Requirements.
Please transcribe the data below exactly. Leave the pictures out.

Given data.
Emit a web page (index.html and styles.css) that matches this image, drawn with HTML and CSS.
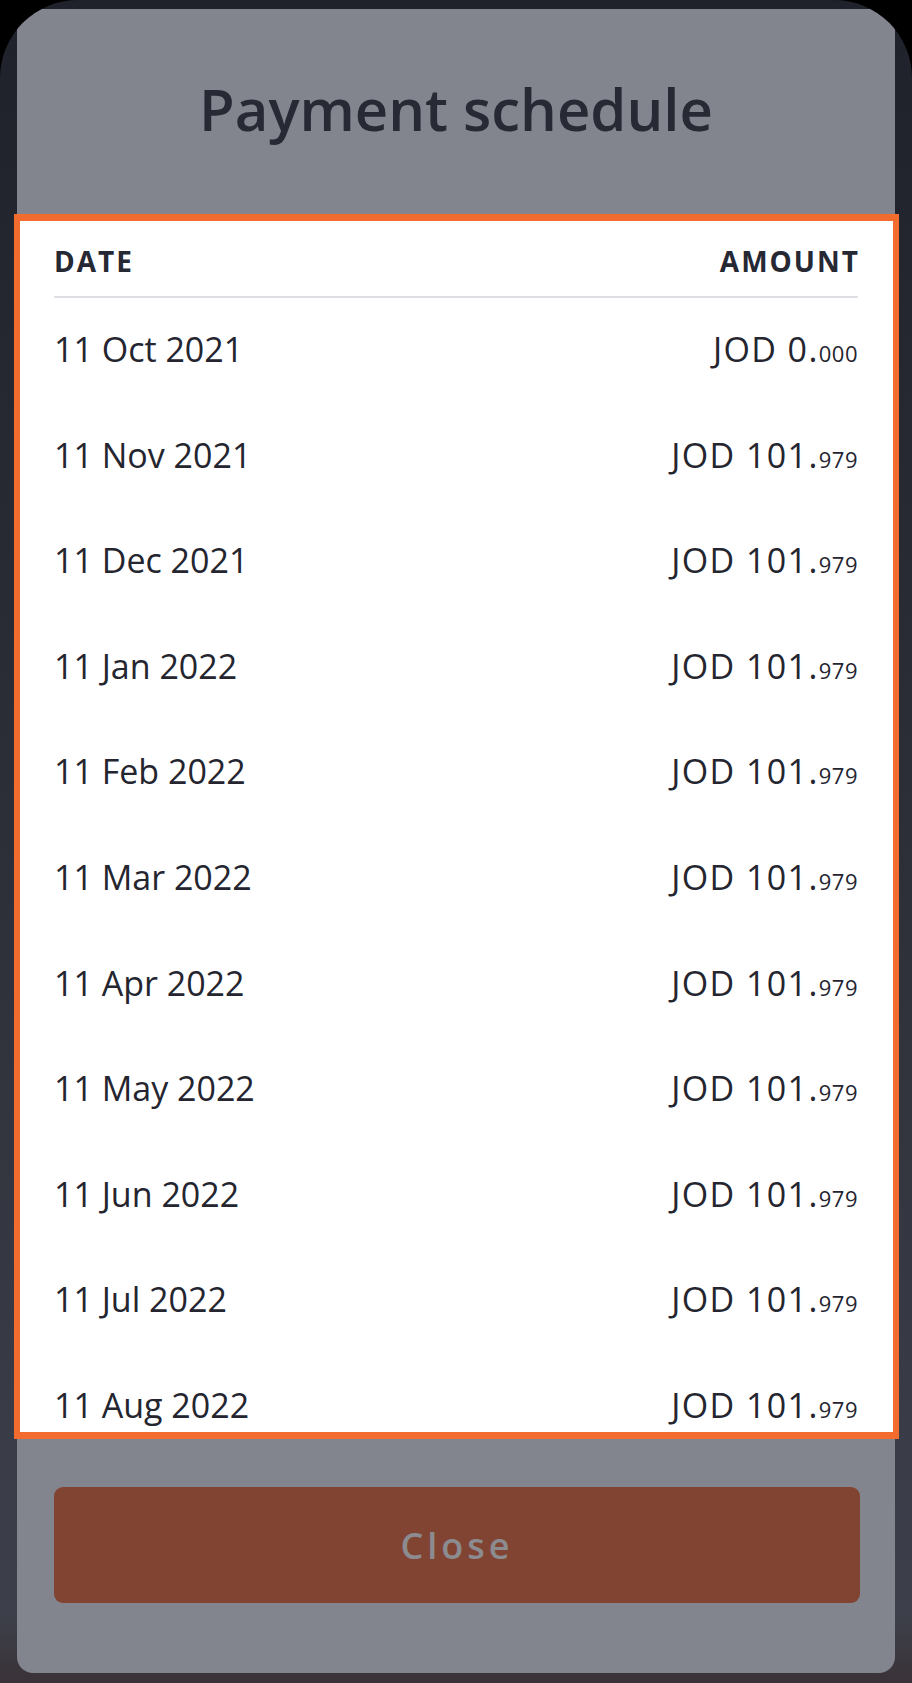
FILE: index.html
```html
<!DOCTYPE html>
<html lang="en">
<head>
  <meta charset="UTF-8" />
  <meta name="viewport" content="width=device-width, initial-scale=1.0"/>
  <title>Payment schedule</title>
  <link rel="stylesheet" href="styles.css">
</head>
<body>
  <div class="device">
    <div class="sheet">
      <h1 class="sheet-title">Payment schedule</h1>

      <!-- Таблица платежей -->
      <div class="schedule">
        <div class="schedule-head">
          <span>DATE</span>
          <span>AMOUNT</span>
        </div>
        <ul class="schedule-list">
          <li><span>11 Oct 2021</span><span class="amount">JOD 0.<small>000</small></span></li>
          <li><span>11 Nov 2021</span><span class="amount">JOD 101.<small>979</small></span></li>
          <li><span>11 Dec 2021</span><span class="amount">JOD 101.<small>979</small></span></li>
          <li><span>11 Jan 2022</span><span class="amount">JOD 101.<small>979</small></span></li>
          <li><span>11 Feb 2022</span><span class="amount">JOD 101.<small>979</small></span></li>
          <li><span>11 Mar 2022</span><span class="amount">JOD 101.<small>979</small></span></li>
          <li><span>11 Apr 2022</span><span class="amount">JOD 101.<small>979</small></span></li>
          <li><span>11 May 2022</span><span class="amount">JOD 101.<small>979</small></span></li>
          <li><span>11 Jun 2022</span><span class="amount">JOD 101.<small>979</small></span></li>
          <li><span>11 Jul 2022</span><span class="amount">JOD 101.<small>979</small></span></li>
          <li><span>11 Aug 2022</span><span class="amount">JOD 101.<small>979</small></span></li>
        </ul>
      </div>

      <button class="close-btn">Close</button>
    </div>
  </div>
</body>
</html>
```

FILE: styles.css
```css
* { box-sizing: border-box; }
body {
  margin: 0;
  background: #000;
  font-family: 'Open Sans', 'Liberation Sans', sans-serif;
}
.device {
  width: 912px;
  height: 1683px;
  padding: 9px 17px 0 17px;
  border-radius: 78px 78px 0 0;
  overflow: hidden;
  background: linear-gradient(to bottom, #20222b 0%, #2c2e38 50%, #3d404a 96%, #3a3238 100%);
}
.sheet {
  background: #83858e;
  border-radius: 0 0 16px 16px;
  padding: 65px 0 70px;
}
.sheet-title {
  margin: 0;
  text-align: center;
  font-size: 58px;
  line-height: 70px;
  font-weight: 600;
  color: #272935;
}
.schedule {
  margin: 70px -4px 0 -3px;
  height: 1225px;
  border: 6px solid #f26b2f;
  border-top-width: 7px;
  border-bottom-width: 7px;
  background: #fff;
  padding: 0 35px 0 34px;
  overflow: hidden;
}
.schedule-head {
  display: flex;
  justify-content: space-between;
  padding: 23px 0 18px;
  border-bottom: 2px solid #dedfe2;
  font-size: 28px;
  line-height: 34px;
  font-weight: 700;
  letter-spacing: 2px;
  color: #262833;
}
.schedule-head span:last-child {
  margin-right: -2px;
}
.schedule-list {
  list-style: none;
  margin: 0;
  padding: 0;
}
.schedule-list li {
  display: flex;
  justify-content: space-between;
  height: 105.6px;
  line-height: 102px;
  font-size: 34px;
  color: #24252f;
}
/* последняя строка обрезана рамкой */
.schedule-list li:last-child {
  height: 78px;
  line-height: 78px;
  padding-top: 12px;
}
.amount {
  letter-spacing: 1.4px;
}
.amount small {
  font-size: 22px;
  letter-spacing: 0.5px;
}
.close-btn {
  display: block;
  width: calc(100% - 72px);
  height: 116px;
  margin: 48px 35px 0 37px;
  border: none;
  border-radius: 9px;
  background: #814433;
  color: #8c8b90;
  font-family: inherit;
  font-size: 36px;
  font-weight: 600;
  letter-spacing: 4px;
}
```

Answer to this problem.
Emit a web page (index.html and styles.css) that matches this image, drawn with HTML and CSS.
FILE: index.html
```html
<!DOCTYPE html>
<html lang="en">
<head>
  <meta charset="UTF-8" />
  <meta name="viewport" content="width=device-width, initial-scale=1.0"/>
  <title>Payment schedule</title>
  <link rel="stylesheet" href="styles.css">
</head>
<body>
  <div class="device">
    <div class="sheet">
      <h1 class="sheet-title">Payment schedule</h1>

      <!-- Таблица платежей -->
      <div class="schedule">
        <div class="schedule-head">
          <span>DATE</span>
          <span>AMOUNT</span>
        </div>
        <ul class="schedule-list">
          <li><span>11 Oct 2021</span><span class="amount">JOD 0.<small>000</small></span></li>
          <li><span>11 Nov 2021</span><span class="amount">JOD 101.<small>979</small></span></li>
          <li><span>11 Dec 2021</span><span class="amount">JOD 101.<small>979</small></span></li>
          <li><span>11 Jan 2022</span><span class="amount">JOD 101.<small>979</small></span></li>
          <li><span>11 Feb 2022</span><span class="amount">JOD 101.<small>979</small></span></li>
          <li><span>11 Mar 2022</span><span class="amount">JOD 101.<small>979</small></span></li>
          <li><span>11 Apr 2022</span><span class="amount">JOD 101.<small>979</small></span></li>
          <li><span>11 May 2022</span><span class="amount">JOD 101.<small>979</small></span></li>
          <li><span>11 Jun 2022</span><span class="amount">JOD 101.<small>979</small></span></li>
          <li><span>11 Jul 2022</span><span class="amount">JOD 101.<small>979</small></span></li>
          <li><span>11 Aug 2022</span><span class="amount">JOD 101.<small>979</small></span></li>
        </ul>
      </div>

      <button class="close-btn">Close</button>
    </div>
  </div>
</body>
</html>
```

FILE: styles.css
```css
* { box-sizing: border-box; }
body {
  margin: 0;
  background: #000;
  font-family: 'Open Sans', 'Liberation Sans', sans-serif;
}
.device {
  width: 912px;
  height: 1683px;
  padding: 9px 17px 0 17px;
  border-radius: 78px 78px 0 0;
  overflow: hidden;
  background: linear-gradient(to bottom, #20222b 0%, #2c2e38 50%, #3d404a 96%, #3a3238 100%);
}
.sheet {
  background: #83858e;
  border-radius: 0 0 16px 16px;
  padding: 65px 0 70px;
}
.sheet-title {
  margin: 0;
  text-align: center;
  font-size: 58px;
  line-height: 70px;
  font-weight: 600;
  color: #272935;
}
.schedule {
  margin: 70px -4px 0 -3px;
  height: 1225px;
  border: 6px solid #f26b2f;
  border-top-width: 7px;
  border-bottom-width: 7px;
  background: #fff;
  padding: 0 35px 0 34px;
  overflow: hidden;
}
.schedule-head {
  display: flex;
  justify-content: space-between;
  padding: 23px 0 18px;
  border-bottom: 2px solid #dedfe2;
  font-size: 28px;
  line-height: 34px;
  font-weight: 700;
  letter-spacing: 2px;
  color: #262833;
}
.schedule-head span:last-child {
  margin-right: -2px;
}
.schedule-list {
  list-style: none;
  margin: 0;
  padding: 0;
}
.schedule-list li {
  display: flex;
  justify-content: space-between;
  height: 105.6px;
  line-height: 102px;
  font-size: 34px;
  color: #24252f;
}
/* последняя строка обрезана рамкой */
.schedule-list li:last-child {
  height: 78px;
  line-height: 78px;
  padding-top: 12px;
}
.amount {
  letter-spacing: 1.4px;
}
.amount small {
  font-size: 22px;
  letter-spacing: 0.5px;
}
.close-btn {
  display: block;
  width: calc(100% - 72px);
  height: 116px;
  margin: 48px 35px 0 37px;
  border: none;
  border-radius: 9px;
  background: #814433;
  color: #8c8b90;
  font-family: inherit;
  font-size: 36px;
  font-weight: 600;
  letter-spacing: 4px;
}
```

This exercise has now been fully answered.